BMO downgraded Advantage Energy to Market Perform from Outperform and cut its price target to Cdn$12.00 from Cdn$14.00 (‑C$2.00). The stock trades at $7.40 (‑12% YTD) and is nearing a 52-week low of $5.65; BMO cites constrained free cash flow in H1 2026 due to higher capex and lower production with a hoped-for inflection in H2 2026. Advantage reported a Q4 2025 EPS of $0.06 vs $0.2804 expected (a 78.6% miss) and shows near-term liquidity stress (current ratio 0.39); AECO/WCAD gas price weakness is expected to further pressure performance.

Analysis

A commodity-basis shock to a single-commodity, regionally concentrated producer cascades through the capital structure faster than headline earnings misses suggest.
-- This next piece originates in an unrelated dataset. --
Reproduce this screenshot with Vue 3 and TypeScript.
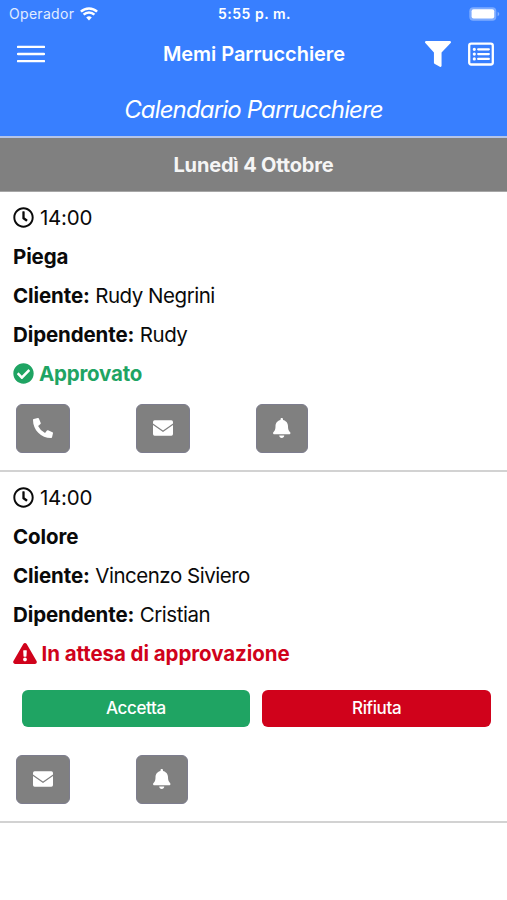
<script setup lang="ts">
interface IconDef {
  box: string
  path: string
}

interface Appointment {
  time: string
  service: string
  client: string
  employee: string
  approved: boolean
  actions: string[]
}

const icons: Record<string, IconDef> = {
  clock: {
    box: '0 0 512 512',
    path: 'M256 8C119 8 8 119 8 256s111 248 248 248 248-111 248-248S393 8 256 8zm0 448c-110.5 0-200-89.5-200-200S145.5 56 256 56s200 89.5 200 200-89.5 200-200 200zm61.8-104.4l-84.9-61.7c-3.1-2.3-4.9-5.9-4.9-9.7V116c0-6.6 5.4-12 12-12h32c6.6 0 12 5.4 12 12v141.7l66.8 48.6c5.4 3.9 6.5 11.4 2.6 16.8L334.6 349c-3.9 5.3-11.4 6.5-16.8 2.6z',
  },
  check: {
    box: '0 0 512 512',
    path: 'M504 256c0 136.967-111.033 248-248 248S8 392.967 8 256 119.033 8 256 8s248 111.033 248 248zM227.314 387.314l184-184c6.248-6.248 6.248-16.379 0-22.627l-22.627-22.627c-6.248-6.249-16.379-6.249-22.628 0L216 308.118l-70.059-70.059c-6.248-6.248-16.379-6.248-22.628 0l-22.627 22.627c-6.248 6.248-6.248 16.379 0 22.627l104 104c6.249 6.249 16.379 6.249 22.628.001z',
  },
  warning: {
    box: '0 0 576 512',
    path: 'M569.517 440.013C587.975 472.007 564.806 512 527.94 512H48.054c-36.937 0-59.999-40.055-41.577-71.987L246.423 23.985c18.467-32.009 64.72-31.951 83.154 0l239.94 416.028zM288 354c-25.405 0-46 20.595-46 46s20.595 46 46 46 46-20.595 46-46-20.595-46-46-46zm-43.673-165.346l7.418 136c.347 6.364 5.609 11.346 11.982 11.346h48.546c6.373 0 11.635-4.982 11.982-11.346l7.418-136c.375-6.874-5.098-12.654-11.982-12.654h-63.383c-6.884 0-12.356 5.78-11.981 12.654z',
  },
  phone: {
    box: '0 0 512 512',
    path: 'M497.39 361.8l-112-48a24 24 0 0 0-28 6.9l-49.6 60.6A370.66 370.66 0 0 1 130.6 204.11l60.6-49.6a23.94 23.94 0 0 0 6.9-28l-48-112A24.16 24.16 0 0 0 122.6.61l-104 24A24 24 0 0 0 0 48c0 256.5 207.9 464 464 464a24 24 0 0 0 23.4-18.6l24-104a24.29 24.29 0 0 0-14.01-27.6z',
  },
  mail: {
    box: '0 0 512 512',
    path: 'M42 60H470Q512 60 512 102V142L256 322 0 142V102Q0 60 42 60zM0 180L256 361 512 180V410Q512 452 470 452H42Q0 452 0 410z',
  },
  bell: {
    box: '0 0 448 512',
    path: 'M224 512c35.32 0 63.97-28.65 63.97-64H160.03c0 35.35 28.65 64 63.97 64zm215.39-149.71c-19.32-20.76-55.47-51.99-55.47-154.29 0-77.7-54.48-139.9-127.94-155.16V32c0-17.67-14.32-32-31.98-32s-31.98 14.33-31.98 32v20.84C118.56 68.1 64.08 130.3 64.08 208c0 102.3-36.15 133.53-55.47 154.29-6 6.45-8.66 14.16-8.61 21.71.11 16.4 12.98 32 32.1 32h383.8c19.12 0 32-15.6 32.1-32 .05-7.55-2.61-15.27-8.61-21.71z',
  },
}

const appointments: Appointment[] = [
  {
    time: '14:00',
    service: 'Piega',
    client: 'Rudy Negrini',
    employee: 'Rudy',
    approved: true,
    actions: ['phone', 'mail', 'bell'],
  },
  {
    time: '14:00',
    service: 'Colore',
    client: 'Vincenzo Siviero',
    employee: 'Cristian',
    approved: false,
    actions: ['mail', 'bell'],
  },
]
</script>

<template>
  <div class="screen">
    <header class="header">
      <div class="status-bar">
        <div class="carrier">
          <span class="carrier-name">Operador</span>
          <svg class="wifi" viewBox="0 0 18 14" fill="currentColor">
            <path d="M9 13.4 6.2 10.6a4 4 0 0 1 5.6 0z" />
            <path d="M3.6 7.7a7.8 7.8 0 0 1 10.8 0M.9 4.7a11.7 11.7 0 0 1 16.2 0" fill="none" stroke="currentColor" stroke-width="2.5" />
          </svg>
        </div>
        <span class="clock">5:55 p. m.</span>
        <div class="battery-wrap">
          <svg class="battery" viewBox="0 0 31 14">
            <rect x=".3" y=".2" width="27" height="13.6" rx="4" fill="#fff" fill-opacity=".35" />
            <rect x="2.6" y="2.2" width="22.6" height="9.4" rx="2" fill="#fff" />
            <path d="M28.6 4.8q1.7.7 1.7 2.2t-1.7 2.2z" fill="#fff" fill-opacity=".4" />
          </svg>
        </div>
      </div>
      <nav class="navbar">
        <div class="nav-side">
          <svg class="menu" viewBox="0 0 28 18">
            <path d="M1 1.9h26M1 9h26M1 16.1h26" stroke="#fff" stroke-width="2.4" stroke-linecap="round" />
          </svg>
        </div>
        <h1 class="nav-title">Memi Parrucchiere</h1>
        <div class="nav-side nav-actions">
          <svg class="filter" viewBox="0 0 512 512" fill="#fff">
            <path d="M488 0H24C3 0-8 26 7 41L176 226V430c0 8 4 15 10 20l106 58C308 518 326 507 326 488V226L505 41C520 26 509 0 488 0z" />
          </svg>
          <svg class="list" viewBox="0 0 26 24" fill="none" stroke="#fff">
            <rect x="1.2" y="1.7" width="23.6" height="20.8" rx="2" stroke-width="2.3" />
            <path d="M10.2 7.3h10.6M10.2 12.1h10.6M10.2 16.9h10.6" stroke-width="2.3" stroke-linecap="round" />
            <path d="M6.3 7.3h.01M6.3 12.1h.01M6.3 16.9h.01" stroke-width="3.2" stroke-linecap="round" />
          </svg>
        </div>
      </nav>
      <h2 class="subtitle">Calendario Parrucchiere</h2>
    </header>

    <div class="day"><span class="day-label">Lunedì 4 Ottobre</span></div>

    <article v-for="item in appointments" :key="item.service" class="appointment">
      <p class="row">
        <svg class="lead" :viewBox="icons.clock.box"><path :d="icons.clock.path" /></svg>
        <span class="time">{{ item.time }}</span>
      </p>
      <p class="row"><b>{{ item.service }}</b></p>
      <p class="row"><b>Cliente:</b><span class="value">{{ item.client }}</span></p>
      <p class="row"><b>Dipendente:</b><span class="value">{{ item.employee }}</span></p>
      <p v-if="item.approved" class="row approved">
        <svg class="lead" :viewBox="icons.check.box"><path :d="icons.check.path" /></svg>
        <b class="approved-label">Approvato</b>
      </p>
      <p v-else class="row pending">
        <svg class="lead wide" :viewBox="icons.warning.box"><path :d="icons.warning.path" /></svg>
        <b class="pending-label">In attesa di approvazione</b>
      </p>
      <div v-if="!item.approved" class="decisions">
        <button class="decision accept">Accetta</button>
        <button class="decision reject">Rifiuta</button>
      </div>
      <div class="actions">
        <div v-for="action in item.actions" :key="action" class="action-cell">
          <button :class="['action', action]">
            <svg class="action-icon" :viewBox="icons[action].box"><path :d="icons[action].path" /></svg>
          </button>
        </div>
      </div>
    </article>
  </div>
</template>

<style>
body {
  background: #fff;
}
</style>

<style scoped>
.screen {
  min-height: 900px;
  font-family: Inter, 'Liberation Sans', sans-serif;
  color: #0a0a0a;
  background: #fff;
}

.header {
  box-sizing: border-box;
  height: 138px;
  color: #fff;
  background: #387fff;
  border-bottom: 2px solid #b4c4e8;
}

.status-bar {
  display: grid;
  grid-template-columns: 1fr auto 1fr;
  align-items: center;
  height: 27px;
  padding: 0 7px 0 9px;
  font-size: 14px;
}

.carrier {
  display: flex;
  align-items: center;
  gap: 6px;
}

.carrier-name {
  letter-spacing: 0.3px;
  color: #e1ecff;
}

.wifi {
  width: 18px;
  height: 14px;
}

.clock {
  font-weight: 600;
  letter-spacing: 0.5px;
}

.battery-wrap {
  display: flex;
  justify-content: flex-end;
}

.battery {
  width: 31px;
  height: 14px;
}

.navbar {
  display: grid;
  grid-template-columns: 1fr auto 1fr;
  align-items: center;
  height: 54px;
  padding: 0 13px 0 14px;
}

.nav-side {
  display: flex;
  align-items: center;
}

.nav-actions {
  justify-content: flex-end;
  gap: 17px;
}

.menu {
  width: 28px;
  height: 18px;
  margin-left: 3px;
}

.filter {
  width: 26px;
  height: 26px;
}

.list {
  width: 26px;
  height: 24px;
}

.nav-title {
  margin: 0;
  font-size: 20px;
  font-weight: 600;
  letter-spacing: -0.05px;
}

.subtitle {
  margin: 0;
  font-size: 24px;
  font-style: italic;
  font-weight: 400;
  line-height: 58px;
  text-align: center;
  letter-spacing: -0.85px;
}

.day {
  box-sizing: border-box;
  display: flex;
  align-items: center;
  justify-content: center;
  height: 53.5px;
  padding-top: 1px;
  font-size: 20px;
  font-weight: 700;
  color: #f5f5f5;
  background: #808080;
  border-bottom: 1px solid #a6a6a6;
}

.day-label {
  letter-spacing: -0.17px;
}

.appointment {
  padding: 6px 13px 17px;
  border-bottom: 2px solid #d2d2d2;
}

.row {
  display: flex;
  align-items: center;
  height: 39px;
  margin: 0;
  font-size: 20.5px;
  letter-spacing: -0.48px;
  white-space: nowrap;
}

.row b {
  letter-spacing: -0.11px;
}

.row .pending-label {
  letter-spacing: -0.07px;
}

.row .approved-label {
  margin-left: -1px;
  letter-spacing: -0.22px;
}

.time {
  letter-spacing: -0.25px;
}

.value {
  margin-left: 5.5px;
}

.lead {
  width: 21px;
  height: 21px;
  margin-right: 6px;
  fill: currentColor;
}

.lead.wide {
  width: 24px;
  margin-right: 4.5px;
}

.approved {
  color: #1fa463;
}

.pending {
  color: #d0021b;
}

.decisions {
  display: grid;
  grid-template-columns: 1fr 1fr;
  gap: 12px;
  padding: 17px 3px 28px 8.5px;
}

.decision {
  height: 37px;
  padding: 0;
  font-family: inherit;
  font-size: 17px;
  font-weight: 500;
  letter-spacing: -0.4px;
  color: #fff;
  border: 0;
  border-radius: 6px;
}

.accept {
  background: #1fa463;
}

.reject {
  background: #d0021b;
}

.actions {
  display: flex;
  padding: 11px 0 0 2.5px;
}

.decisions + .actions {
  padding-top: 0;
}

.action-cell {
  width: 120.3px;
}

.action {
  display: flex;
  align-items: center;
  justify-content: center;
  width: 54.5px;
  height: 49px;
  padding: 0;
  background: #808080;
  border: 1px solid #7d7d8e;
  border-radius: 6px;
}

.action.bell {
  width: 52.3px;
}

.action-icon {
  height: 20px;
  fill: #fff;
}
</style>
When a company’s cash-flow sensitivity is concentrated on a depressed local gas price and takeaway constraints persist, service vendors, midstream contractors and short-cycle capital programs are the second-order victims — capex gets pushed into later quarters, but fixed obligations do not. This increases the likelihood of dilutive equity raises or fire-sale asset disposals within a 3–9 month window unless a structural price fix arrives. The most market-relevant catalysts are not company-level guidance but regional flow-readers: pipeline maintenance schedules, incremental takeaway capacity (or its absence), and storage injection/draw dynamics ahead of next winter. A meaningful basis recovery would likely require either (a) increased access to export markets, (b) an unusually cold winter, or (c) accelerated demand from industrial offtakers; any of those are multi-month events. Conversely, covenant stress or missed hedges can compress equity value in a matter of weeks and create optionality for acquirers. From a competitive angle, larger diversified Canadian producers and US Henry Hub-exposed players should outperform by capturing oil-weighted cash flow and avoiding local-basis drag. Midstream and service names with flexible utilization models will see volume deferrals but survive better than small single-basin operators. The consensus appears to price only operating risk; it underweights balance-sheet-driven outcomes — forced asset sales or equity dilution are credible downside paths that markets under-react to until they become imminent.